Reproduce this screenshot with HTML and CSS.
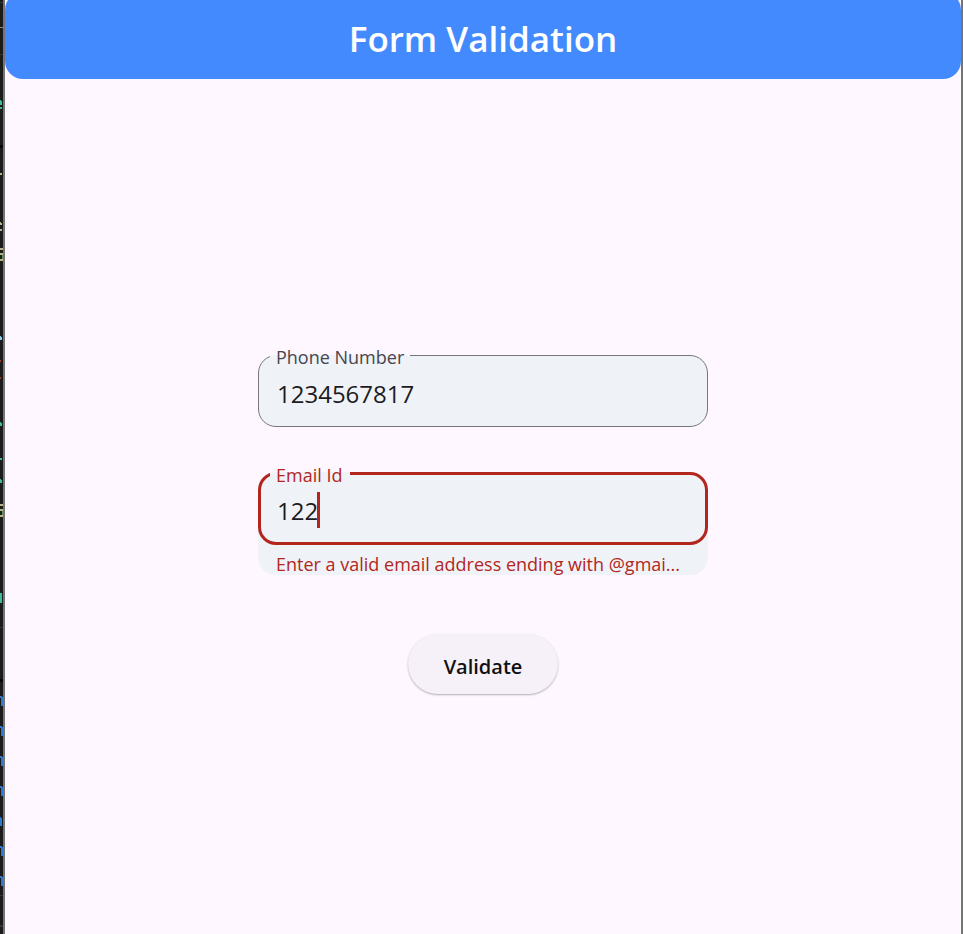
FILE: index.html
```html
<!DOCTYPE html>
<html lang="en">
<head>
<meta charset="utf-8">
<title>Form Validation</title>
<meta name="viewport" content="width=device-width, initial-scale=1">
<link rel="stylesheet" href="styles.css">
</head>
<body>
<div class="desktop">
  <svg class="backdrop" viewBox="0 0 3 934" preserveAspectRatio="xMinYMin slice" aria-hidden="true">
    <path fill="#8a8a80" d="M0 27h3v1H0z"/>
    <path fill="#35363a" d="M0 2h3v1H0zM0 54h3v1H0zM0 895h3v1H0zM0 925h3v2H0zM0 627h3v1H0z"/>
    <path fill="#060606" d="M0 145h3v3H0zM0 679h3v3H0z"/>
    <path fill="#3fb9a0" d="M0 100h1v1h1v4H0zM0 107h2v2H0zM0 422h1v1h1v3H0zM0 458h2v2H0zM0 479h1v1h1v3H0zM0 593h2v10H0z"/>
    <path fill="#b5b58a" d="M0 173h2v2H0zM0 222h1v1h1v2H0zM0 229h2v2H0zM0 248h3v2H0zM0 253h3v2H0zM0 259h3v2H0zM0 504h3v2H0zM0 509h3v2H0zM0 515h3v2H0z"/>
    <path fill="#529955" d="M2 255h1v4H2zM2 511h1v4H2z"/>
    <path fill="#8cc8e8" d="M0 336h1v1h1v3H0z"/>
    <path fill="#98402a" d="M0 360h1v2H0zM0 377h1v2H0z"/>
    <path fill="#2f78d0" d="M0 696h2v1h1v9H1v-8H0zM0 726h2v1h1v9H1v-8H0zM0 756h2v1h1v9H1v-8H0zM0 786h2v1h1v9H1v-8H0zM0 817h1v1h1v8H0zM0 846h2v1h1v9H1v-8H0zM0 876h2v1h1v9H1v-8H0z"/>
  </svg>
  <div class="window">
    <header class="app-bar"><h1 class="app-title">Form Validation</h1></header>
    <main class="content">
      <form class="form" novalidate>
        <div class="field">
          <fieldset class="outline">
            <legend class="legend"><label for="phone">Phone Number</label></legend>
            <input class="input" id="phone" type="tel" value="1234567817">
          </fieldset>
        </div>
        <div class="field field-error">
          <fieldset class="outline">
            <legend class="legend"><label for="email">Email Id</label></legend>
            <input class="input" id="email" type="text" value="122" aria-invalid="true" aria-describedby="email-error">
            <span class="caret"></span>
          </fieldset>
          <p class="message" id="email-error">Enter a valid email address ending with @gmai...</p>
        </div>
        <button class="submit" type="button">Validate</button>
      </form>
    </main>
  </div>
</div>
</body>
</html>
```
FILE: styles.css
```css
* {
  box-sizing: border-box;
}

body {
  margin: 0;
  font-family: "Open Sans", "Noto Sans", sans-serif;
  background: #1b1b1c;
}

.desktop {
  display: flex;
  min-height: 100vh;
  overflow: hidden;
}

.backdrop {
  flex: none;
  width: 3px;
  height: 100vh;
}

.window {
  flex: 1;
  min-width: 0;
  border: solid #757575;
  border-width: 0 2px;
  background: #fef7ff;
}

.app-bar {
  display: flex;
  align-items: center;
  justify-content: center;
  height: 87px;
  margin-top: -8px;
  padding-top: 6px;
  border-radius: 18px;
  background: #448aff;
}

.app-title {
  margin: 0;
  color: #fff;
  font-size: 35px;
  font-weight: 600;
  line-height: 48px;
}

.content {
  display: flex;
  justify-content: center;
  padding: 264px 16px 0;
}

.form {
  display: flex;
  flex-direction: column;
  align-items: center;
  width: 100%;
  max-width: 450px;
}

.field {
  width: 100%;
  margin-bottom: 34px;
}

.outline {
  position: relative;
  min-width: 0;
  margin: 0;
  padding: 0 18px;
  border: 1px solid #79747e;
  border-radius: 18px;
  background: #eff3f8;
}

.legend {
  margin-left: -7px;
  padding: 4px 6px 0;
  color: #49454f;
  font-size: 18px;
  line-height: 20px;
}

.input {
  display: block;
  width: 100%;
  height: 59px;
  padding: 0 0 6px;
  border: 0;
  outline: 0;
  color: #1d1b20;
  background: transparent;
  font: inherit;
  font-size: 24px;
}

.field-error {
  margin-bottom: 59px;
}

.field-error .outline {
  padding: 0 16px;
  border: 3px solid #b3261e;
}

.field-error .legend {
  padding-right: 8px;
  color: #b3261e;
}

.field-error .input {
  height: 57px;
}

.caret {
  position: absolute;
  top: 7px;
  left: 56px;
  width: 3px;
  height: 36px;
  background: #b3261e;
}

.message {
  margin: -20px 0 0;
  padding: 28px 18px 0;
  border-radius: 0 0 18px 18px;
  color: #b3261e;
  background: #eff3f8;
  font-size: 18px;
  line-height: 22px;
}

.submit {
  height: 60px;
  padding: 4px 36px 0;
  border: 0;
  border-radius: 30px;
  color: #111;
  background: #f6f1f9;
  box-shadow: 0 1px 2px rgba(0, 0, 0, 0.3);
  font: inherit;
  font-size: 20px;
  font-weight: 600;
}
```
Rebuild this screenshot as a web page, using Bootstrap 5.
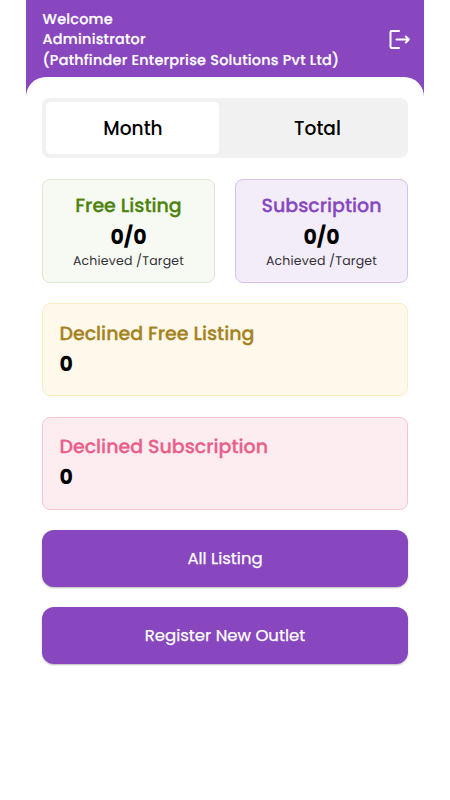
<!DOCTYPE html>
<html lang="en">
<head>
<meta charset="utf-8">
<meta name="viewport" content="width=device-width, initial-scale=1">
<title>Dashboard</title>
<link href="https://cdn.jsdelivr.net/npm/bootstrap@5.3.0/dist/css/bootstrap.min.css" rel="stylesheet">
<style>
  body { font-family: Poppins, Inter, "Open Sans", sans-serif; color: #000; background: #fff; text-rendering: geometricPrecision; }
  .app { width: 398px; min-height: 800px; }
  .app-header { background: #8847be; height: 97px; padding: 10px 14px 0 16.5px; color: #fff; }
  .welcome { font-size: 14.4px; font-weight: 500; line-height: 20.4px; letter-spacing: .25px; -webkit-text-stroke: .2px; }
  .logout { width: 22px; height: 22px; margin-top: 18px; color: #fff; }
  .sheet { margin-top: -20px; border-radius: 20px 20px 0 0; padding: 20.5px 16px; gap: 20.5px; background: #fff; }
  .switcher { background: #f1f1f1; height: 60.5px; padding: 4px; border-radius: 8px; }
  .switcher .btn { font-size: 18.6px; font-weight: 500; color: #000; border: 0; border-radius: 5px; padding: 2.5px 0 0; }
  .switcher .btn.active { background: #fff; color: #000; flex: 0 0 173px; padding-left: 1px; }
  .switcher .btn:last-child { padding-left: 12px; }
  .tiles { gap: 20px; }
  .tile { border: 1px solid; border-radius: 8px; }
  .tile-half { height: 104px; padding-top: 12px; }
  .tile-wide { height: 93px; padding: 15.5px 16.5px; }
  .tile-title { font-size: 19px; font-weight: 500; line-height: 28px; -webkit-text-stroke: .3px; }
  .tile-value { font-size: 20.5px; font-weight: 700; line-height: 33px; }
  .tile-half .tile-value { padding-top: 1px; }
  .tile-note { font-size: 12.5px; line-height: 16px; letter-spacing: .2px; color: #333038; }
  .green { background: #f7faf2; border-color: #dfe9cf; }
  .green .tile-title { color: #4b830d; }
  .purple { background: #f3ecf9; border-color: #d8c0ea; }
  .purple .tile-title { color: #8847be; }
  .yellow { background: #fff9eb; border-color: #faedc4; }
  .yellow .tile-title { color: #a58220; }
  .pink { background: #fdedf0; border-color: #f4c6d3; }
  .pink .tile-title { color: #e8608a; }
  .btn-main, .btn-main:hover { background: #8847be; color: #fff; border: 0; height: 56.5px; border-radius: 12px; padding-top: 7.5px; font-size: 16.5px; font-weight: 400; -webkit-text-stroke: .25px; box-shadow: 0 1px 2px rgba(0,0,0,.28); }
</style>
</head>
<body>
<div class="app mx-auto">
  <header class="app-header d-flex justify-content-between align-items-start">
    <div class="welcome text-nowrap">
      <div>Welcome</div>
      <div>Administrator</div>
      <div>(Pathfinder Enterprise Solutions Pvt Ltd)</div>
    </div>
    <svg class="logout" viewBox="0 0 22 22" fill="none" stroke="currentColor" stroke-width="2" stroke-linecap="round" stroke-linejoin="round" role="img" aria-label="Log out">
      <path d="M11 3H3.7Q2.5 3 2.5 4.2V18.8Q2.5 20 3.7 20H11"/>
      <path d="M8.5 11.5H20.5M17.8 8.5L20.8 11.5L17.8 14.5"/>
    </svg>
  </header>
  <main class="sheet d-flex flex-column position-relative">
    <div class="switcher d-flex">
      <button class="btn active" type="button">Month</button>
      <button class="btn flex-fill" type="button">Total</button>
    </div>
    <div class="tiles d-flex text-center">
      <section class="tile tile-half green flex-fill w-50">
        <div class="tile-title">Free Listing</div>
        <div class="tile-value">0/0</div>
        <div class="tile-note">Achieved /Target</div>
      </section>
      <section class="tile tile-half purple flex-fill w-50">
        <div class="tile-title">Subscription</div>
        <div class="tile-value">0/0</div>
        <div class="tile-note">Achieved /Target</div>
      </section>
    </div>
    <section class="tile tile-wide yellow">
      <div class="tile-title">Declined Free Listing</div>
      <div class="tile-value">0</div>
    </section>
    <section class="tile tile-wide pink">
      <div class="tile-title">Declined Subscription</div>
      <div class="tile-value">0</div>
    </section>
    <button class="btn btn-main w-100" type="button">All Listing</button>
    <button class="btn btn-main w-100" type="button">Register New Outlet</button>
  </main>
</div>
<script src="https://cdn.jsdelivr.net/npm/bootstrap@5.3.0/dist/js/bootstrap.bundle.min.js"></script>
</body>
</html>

* [What is expected]
Filter the data for the string "screenshot" and copy every line that has it.

* [Answer to this task]
Reproduce this screenshot with HTML and CSS.
Rebuild this screenshot as a web page, using Bootstrap 5.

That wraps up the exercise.